Jim Norman (Tim Matheson) returns to his hometown to take a teaching position at the local school; he and his wife Sally (Brooke Adams) and son Scott have moved from Chicago, where an unspecified incident has given Jim a reputation for violent outbursts. He is literally haunted by his past, with vivid nightmares, and memories of the event that killed his brother, Wayne. While Wayne's death was an accident, it was triggered by a group of Greaser bullies, Richard Lawson (Robert Rusler), Vinnie Vincent (Nicholas Sadler), David North (Bentley Mitchum), and Carl Mueller (William Sanderson).

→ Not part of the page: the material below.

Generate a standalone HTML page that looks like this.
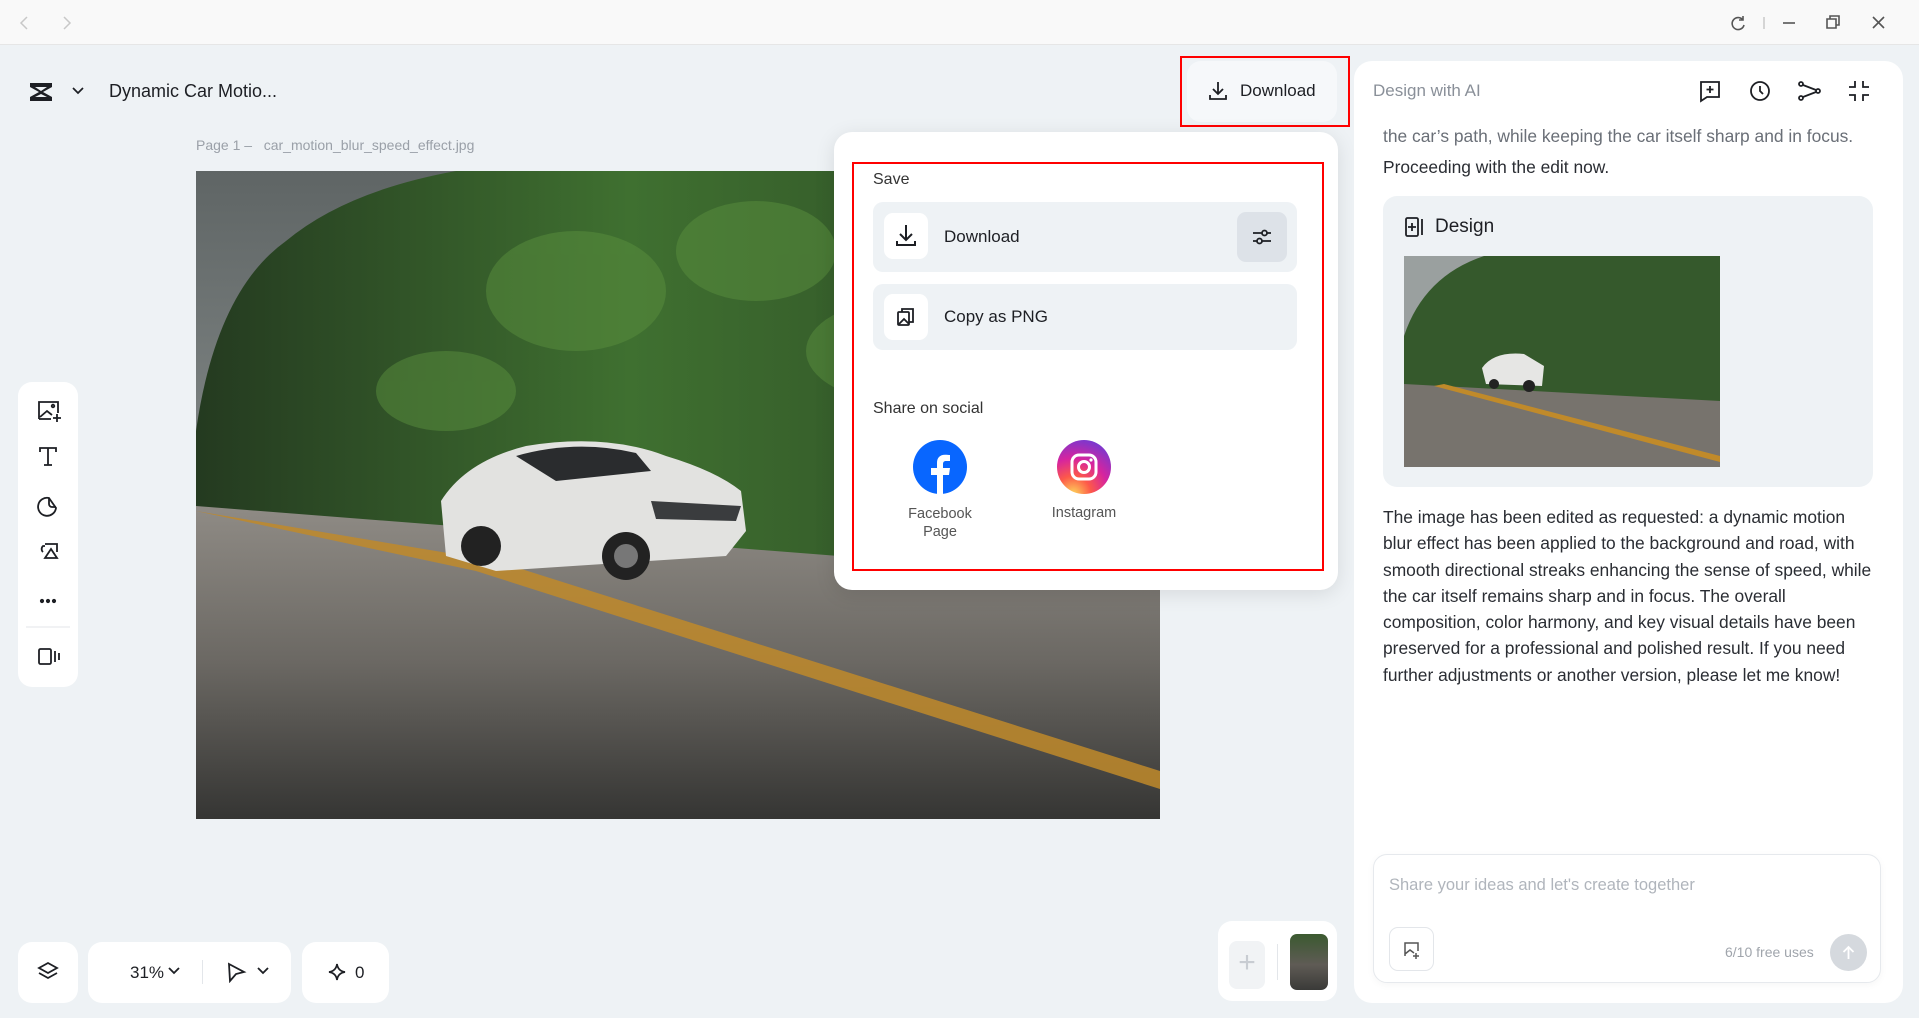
<!DOCTYPE html>
<html><head><meta charset="utf-8">
<style>
*{box-sizing:border-box;margin:0;padding:0}
body{width:1919px;height:1018px;overflow:hidden;background:#eef2f5;font-family:"Liberation Sans",sans-serif;color:#1d1f24;position:relative}
.abs{position:absolute}
.top{left:0;top:0;width:1919px;height:45px;background:#f9f9f9;border-bottom:1px solid #e6e6e6}
.card{background:#fff;border-radius:14px}
svg{display:block}
.chat{font-size:17.4px;line-height:26.3px;color:#2a2d33}
</style></head><body>
<div class="abs top">
 <svg class="abs" style="left:18px;top:14px" width="70" height="18" viewBox="0 0 70 18" fill="none" stroke="#c8c8c8" stroke-width="1.5"><path d="M9 3 3 9l6 6"/><path d="M46 3l6 6-6 6"/></svg>
 <svg class="abs" style="left:1726px;top:12px" width="170" height="22" viewBox="0 0 170 22" fill="none" stroke="#555" stroke-width="1.6"><path d="M17 8a6 6 0 1 0 1 5"/><path d="M17 4v4h-4"/><path d="M38 5v12" stroke="#ccc"/><path d="M57 11h12"/><path d="M101 7h9v9h-9z"/><path d="M104 7V4h9v9h-3"/><path d="M147 5l11 11M158 5l-11 11"/></svg>
</div>

<div class="abs" style="left:15px;top:61px;width:279px;height:61px;background:#eef2f5;border-radius:14px"></div>
<svg class="abs" style="left:28px;top:81px" width="26" height="22" viewBox="0 0 26 22"><path d="M2 2h22v4L15 11l9 5v4H2v-4l9-5-9-5z" fill="#1d1f24"/><path d="M7 6h12L13 10z" fill="#eef2f5"/><path d="M7 16h12l-6-3z" fill="#eef2f5"/></svg>
<svg class="abs" style="left:71px;top:86px" width="14" height="10" viewBox="0 0 14 10" fill="none" stroke="#1d1f24" stroke-width="1.7"><path d="M2 2l5 5 5-5"/></svg>
<div class="abs" style="left:109px;top:81px;font-size:18px">Dynamic Car Motio...</div>
<div class="abs" style="left:196px;top:137px;font-size:14px;color:#9aa0a8">Page 1 –&nbsp;&nbsp; car_motion_blur_speed_effect.jpg</div>

<svg class="abs" style="left:196px;top:171px" width="964" height="648" viewBox="0 0 964 648" preserveAspectRatio="none">
 <defs>
  <linearGradient id="sky" x1="0" y1="0" x2="0" y2="1"><stop offset="0" stop-color="#5f6565"/><stop offset="1" stop-color="#a4aaa8"/></linearGradient>
  <linearGradient id="road" x1="0" y1="0" x2="0" y2="1"><stop offset="0" stop-color="#8f8b85"/><stop offset="0.5" stop-color="#6b6863"/><stop offset="1" stop-color="#353533"/></linearGradient>
  <linearGradient id="tree" x1="0" y1="0" x2="1" y2="0"><stop offset="0" stop-color="#243a20"/><stop offset="0.45" stop-color="#3f7030"/><stop offset="1" stop-color="#2a4624"/></linearGradient>
 </defs>
 <rect width="964" height="648" fill="url(#sky)"/>
 <path d="M0 260 Q20 120 90 70 Q150 20 260 0 L964 0 L964 420 L0 340z" fill="url(#tree)"/>
 <g fill="#5a8f3e" opacity="0.5"><ellipse cx="380" cy="120" rx="90" ry="60"/><ellipse cx="560" cy="80" rx="80" ry="50"/><ellipse cx="250" cy="220" rx="70" ry="40"/><ellipse cx="700" cy="180" rx="90" ry="50"/></g>
 <path d="M0 335 L964 410 L964 648 L0 648z" fill="url(#road)"/>
 <path d="M0 340 L300 390 L964 600 L964 618 L280 400z" fill="#c08a2a" opacity="0.85"/>
 <path d="M245 330 Q270 290 330 275 Q410 262 470 285 Q520 300 545 320 L550 360 L530 385 L300 400 L250 385z" fill="#e2e2e0"/>
 <path d="M320 285 Q380 268 440 282 L455 300 L360 310z" fill="#2a2c2e"/>
 <path d="M455 330 L545 335 L540 350 L460 348z" fill="#3a3c3e"/>
 <circle cx="285" cy="375" r="20" fill="#222"/><circle cx="430" cy="385" r="24" fill="#222"/>
 <circle cx="430" cy="385" r="12" fill="#777"/>
</svg>

<div class="abs card" style="left:18px;top:382px;width:60px;height:305px"></div>
<svg class="abs" style="left:18px;top:382px" width="60" height="305" viewBox="0 0 60 305" fill="none" stroke="#1d1f24" stroke-width="1.8">
 <path d="M21 37V20h19v11M21 37h12"/><path d="M22 35l7-6 5 4"/><circle cx="35" cy="24" r="1.3"/><path d="M39 32v8M35 36h8"/>
 <path d="M22 70v-4h16v4M30 66v17M26 83h8"/>
 <path d="M38 126a9 9 0 1 1-7-10l7 10z"/><path d="M31 116v6a3 3 0 0 0 3 3h4"/>
 <path d="M25 170a4 4 0 0 1 0-6h2M27 162h12v8M27 176l6-9 6 9z"/>
 <circle cx="24" cy="219" r="1.2" fill="#1d1f24"/><circle cx="30" cy="219" r="1.2" fill="#1d1f24"/><circle cx="36" cy="219" r="1.2" fill="#1d1f24"/>
 <path d="M8 245h44" stroke="#e3e6ea" stroke-width="1"/>
 <rect x="21" y="267" width="12" height="15" rx="1.5"/><path d="M37 269v11M41 271v7"/>
</svg>

<div class="abs card" style="left:18px;top:942px;width:60px;height:61px"></div>
<svg class="abs" style="left:36px;top:960px" width="24" height="24" viewBox="0 0 24 24" fill="none" stroke="#1d1f24" stroke-width="1.8"><path d="M12 3l9 5-9 5-9-5z"/><path d="M3 13l9 5 9-5"/></svg>
<div class="abs card" style="left:88px;top:942px;width:203px;height:61px"></div>
<div class="abs" style="left:130px;top:963px;font-size:17px">31%</div>
<svg class="abs" style="left:167px;top:966px" width="14" height="10" viewBox="0 0 14 10" fill="none" stroke="#1d1f24" stroke-width="1.8"><path d="M2 2l5 5 5-5"/></svg>
<div class="abs" style="left:202px;top:960px;width:1px;height:24px;background:#e3e6ea"></div>
<svg class="abs" style="left:226px;top:961px" width="46" height="22" viewBox="0 0 46 22" fill="none" stroke="#1d1f24" stroke-width="1.8"><path d="M3 3l15 8-8 2-6 7z"/><path d="M32 7l5 5 5-5"/></svg>
<div class="abs card" style="left:302px;top:942px;width:87px;height:61px"></div>
<svg class="abs" style="left:328px;top:963px" width="18" height="18" viewBox="0 0 18 18" fill="none" stroke="#1d1f24" stroke-width="1.7"><path d="M9 1q1 7 8 8-7 1-8 8-1-7-8-8 7-1 8-8z"/></svg>
<div class="abs" style="left:355px;top:963px;font-size:17px">0</div>

<div class="abs card" style="left:1218px;top:921px;width:119px;height:80px"></div>
<div class="abs" style="left:1229px;top:941px;width:36px;height:48px;background:#f1f3f5;border-radius:8px;color:#c8ccd2;font-size:30px;text-align:center;line-height:44px">+</div>
<div class="abs" style="left:1277px;top:944px;width:1px;height:36px;background:#e3e6ea"></div>
<div class="abs" style="left:1290px;top:934px;width:38px;height:56px;border-radius:7px;background:linear-gradient(#3b5a30,#5f5b55 55%,#3a3a38)"></div>

<div class="abs" style="left:1187px;top:61px;width:150px;height:61px;background:#f6f8fa;border-radius:14px"></div>
<svg class="abs" style="left:1207px;top:80px" width="22" height="22" viewBox="0 0 22 22" fill="none" stroke="#1d1f24" stroke-width="1.8"><path d="M11 2v12M6 9l5 5 5-5M3 15v4h16v-4"/></svg>
<div class="abs" style="left:1240px;top:81px;font-size:17px">Download</div>
<div class="abs" style="left:1180px;top:56px;width:170px;height:71px;border:2px solid #f00"></div>

<div class="abs" style="left:834px;top:132px;width:504px;height:458px;background:#fff;border-radius:18px;box-shadow:0 4px 20px rgba(0,0,0,.1)"></div>
<div class="abs" style="left:873px;top:171px;font-size:16px;color:#333">Save</div>
<div class="abs" style="left:873px;top:202px;width:424px;height:70px;background:#eef2f5;border-radius:10px"></div>
<div class="abs" style="left:884px;top:213px;width:44px;height:46px;background:#fff;border-radius:9px"></div>
<svg class="abs" style="left:894px;top:223px" width="24" height="26" viewBox="0 0 24 26" fill="none" stroke="#1d1f24" stroke-width="2"><path d="M12 2v15M6 11l6 6 6-6M3 18v4h18v-4"/></svg>
<div class="abs" style="left:944px;top:227px;font-size:17px">Download</div>
<div class="abs" style="left:1237px;top:212px;width:50px;height:50px;background:#dde2e8;border-radius:9px"></div>
<svg class="abs" style="left:1250px;top:225px" width="24" height="24" viewBox="0 0 24 24" fill="none" stroke="#1d1f24" stroke-width="1.8"><path d="M3 8h9M17 8h4M3 16h4M12 16h9"/><circle cx="14.5" cy="8" r="2.5"/><circle cx="9.5" cy="16" r="2.5"/></svg>
<div class="abs" style="left:873px;top:284px;width:424px;height:66px;background:#eef2f5;border-radius:10px"></div>
<div class="abs" style="left:884px;top:294px;width:44px;height:46px;background:#fff;border-radius:9px"></div>
<svg class="abs" style="left:896px;top:306px" width="20" height="22" viewBox="0 0 20 22" fill="none" stroke="#1d1f24" stroke-width="1.8"><rect x="2" y="6" width="11" height="13" rx="1"/><path d="M6 6V3h11v13h-4"/><path d="M3 18l5-5 5 5"/></svg>
<div class="abs" style="left:944px;top:307px;font-size:17px">Copy as PNG</div>
<div class="abs" style="left:873px;top:400px;font-size:16px;color:#333">Share on social</div>
<svg class="abs" style="left:913px;top:440px" width="54" height="54" viewBox="0 0 54 54"><circle cx="27" cy="27" r="27" fill="#0866ff"/><path d="M30 54V35h6l1-7h-7v-4c0-2 1-3 3-3h4v-6c-1 0-3-.3-5-.3-5 0-8 3-8 8v5.3h-6v7h6v19z" fill="#fff"/></svg>
<svg class="abs" style="left:1057px;top:440px" width="54" height="54" viewBox="0 0 54 54"><defs><radialGradient id="ig" cx="0.3" cy="1" r="1.1"><stop offset="0" stop-color="#fdd55a"/><stop offset="0.3" stop-color="#fd5949"/><stop offset="0.6" stop-color="#d6249f"/><stop offset="1" stop-color="#6a3bd6"/></radialGradient></defs><circle cx="27" cy="27" r="27" fill="url(#ig)"/><rect x="15" y="15" width="24" height="24" rx="7" fill="none" stroke="#fff" stroke-width="3"/><circle cx="27" cy="27" r="5.5" fill="none" stroke="#fff" stroke-width="3"/><circle cx="34" cy="20" r="1.6" fill="#fff"/></svg>
<div class="abs" style="left:890px;top:505px;width:100px;text-align:center;font-size:14.5px;line-height:18px;color:#555">Facebook<br>Page</div>
<div class="abs" style="left:1034px;top:505px;width:100px;text-align:center;font-size:14.5px;color:#555">Instagram</div>
<div class="abs" style="left:852px;top:162px;width:472px;height:409px;border:2px solid #f00"></div>

<div class="abs" style="left:1354px;top:61px;width:549px;height:942px;background:#fff;border-radius:18px"></div>
<div class="abs" style="left:1373px;top:81px;font-size:17px;color:#8a9099">Design with AI</div>
<svg class="abs" style="left:1697px;top:78px" width="180" height="26" viewBox="0 0 180 26" fill="none" stroke="#1d1f24" stroke-width="1.8">
 <path d="M4 4h18v15H10l-6 4z"/><path d="M13 8v7M9.5 11.5h7"/>
 <circle cx="63" cy="13" r="9"/><path d="M63 8v5l3 3"/>
 <circle cx="104" cy="6" r="2"/><circle cx="104" cy="20" r="2"/><circle cx="121" cy="13" r="2"/><path d="M106 7l13 5M106 19l13-5"/>
 <path d="M158 3v6h-6M166 3v6h6M158 23v-6h-6M166 23v-6h6"/>
</svg>
<div class="abs chat" style="left:1383px;top:123px;color:#6a6f77">the car’s path, while keeping the car itself sharp and in focus.</div>
<div class="abs chat" style="left:1383px;top:154px">Proceeding with the edit now.</div>
<div class="abs" style="left:1383px;top:196px;width:490px;height:291px;background:#eef2f5;border-radius:14px"></div>
<svg class="abs" style="left:1404px;top:216px" width="22" height="22" viewBox="0 0 22 22" fill="none" stroke="#1d1f24" stroke-width="1.8"><rect x="2" y="2" width="12" height="18" rx="1.5"/><path d="M8 7v8M4 11h8M18 3v16"/></svg>
<div class="abs" style="left:1435px;top:216px;font-size:19px">Design</div>
<svg class="abs" style="left:1404px;top:256px" width="316" height="211" viewBox="0 0 316 211" preserveAspectRatio="none">
 <rect width="316" height="211" fill="#9aa09f"/>
 <path d="M0 80 Q20 20 80 0 L316 0 L316 150 L0 130z" fill="#35592c"/>
 <path d="M0 128 L316 145 L316 211 L0 211z" fill="#77736d"/>
 <path d="M40 128 L316 200 L316 206 L30 130z" fill="#c08a2a"/>
 <path d="M78 112 Q90 95 120 98 L140 110 L138 130 L82 128z" fill="#e6e6e4"/>
 <circle cx="90" cy="128" r="5" fill="#222"/><circle cx="125" cy="130" r="6" fill="#222"/>
</svg>
<div class="abs chat" style="left:1383px;top:504px;width:492px">The image has been edited as requested: a dynamic motion blur effect has been applied to the background and road, with smooth directional streaks enhancing the sense of speed, while the car itself remains sharp and in focus. The overall composition, color harmony, and key visual details have been preserved for a professional and polished result. If you need further adjustments or another version, please let me know!</div>

<div class="abs" style="left:1373px;top:854px;width:508px;height:129px;background:#fff;border:1px solid #e6e9ed;border-radius:14px;box-shadow:0 2px 8px rgba(0,0,0,.04)"></div>
<div class="abs" style="left:1389px;top:876px;font-size:16.5px;color:#b0b5bc">Share your ideas and let's create together</div>
<div class="abs" style="left:1389px;top:927px;width:45px;height:44px;border:1px solid #e3e6ea;border-radius:9px"></div>
<svg class="abs" style="left:1402px;top:940px" width="20" height="20" viewBox="0 0 20 20" fill="none" stroke="#555" stroke-width="1.5"><path d="M3 16V3h13v8M3 14l5-4 4 3"/><path d="M14 13v6M11 16h6"/></svg>
<div class="abs" style="left:1725px;top:944px;font-size:14px;color:#a0a5ac">6/10 free uses</div>
<div class="abs" style="left:1830px;top:934px;width:37px;height:37px;border-radius:50%;background:#d5d9de"></div>
<svg class="abs" style="left:1840px;top:944px" width="17" height="17" viewBox="0 0 17 17" fill="none" stroke="#fff" stroke-width="1.8"><path d="M8.5 15V3M3.5 8l5-5 5 5"/></svg>
</body></html>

With the exception of Mueller, who escapes at the last minute, the others are killed when their car is hit by a train, the very same thing that really kills Wayne, I would imagine, rather than the stab wound, Jimmy runs away, because that is what Wayne tells him to do. 27 years later, he is back, revisiting his old home, hearing train whistles everywhere, and dealing with a bunch of jock students who demand preferential treatment, and a principal who dislikes him on sight, and grows very suspicious, as do the police, when Jim's students start to die.

Indeed, Jim is being framed for these murders. There is a mysterious black car that belches fire from its exhaust pipe, invisible to everyone but Jim, and the various victims. Does that car look familiar? Turns out that, as the title says, the spirits of Lawson, Vincent, and North DO come back, and they want revenge, they want to punish and torment Jim.

Whether ghosts or demons, it is hard to say, but they do take on a physical form, showing up as students in Jim's class, and this is one of those unexpectedly wise decisions I mentioned earlier. It helps that Rusler and Sadler so enthusiastically throw themselves into their roles as smirking sadists. They are, on the one hand, the epitome of 50s cool, with their leather jackets, jeans, boots, and cigarettes, and have a certain allure to them that attracts the defiant Chip (Chadd Nyerges), who hates Norman for giving him an F and getting him suspended from the football team.

However, in all seriousness, would modern high schoolers even dress like Lawson and his pals. This makes them stand out, as obvious relics. And would the principal accept transfer students without checking transcripts or records of some other kind? These gaps in logic are not insurmountable, and they serve as a convenient way to set up the developments in the second half, when Lawson challenges Jim to relive the night of Wayne's death, and threatens his family, while encouraging him to track down Mueller, who has spent most of his life in a state of fear and remorse.

The climax is exciting, but perhaps a bit overdone. Matheson's performance is compelling, and he very much has the haggard appearance of a man who hasn't been getting much sleep. Special effects are, in some cases, laughably atrocious, and gore is kept to a minimum. Followed by TWO extremely stupid sequels, the second of which is set in Antarctica.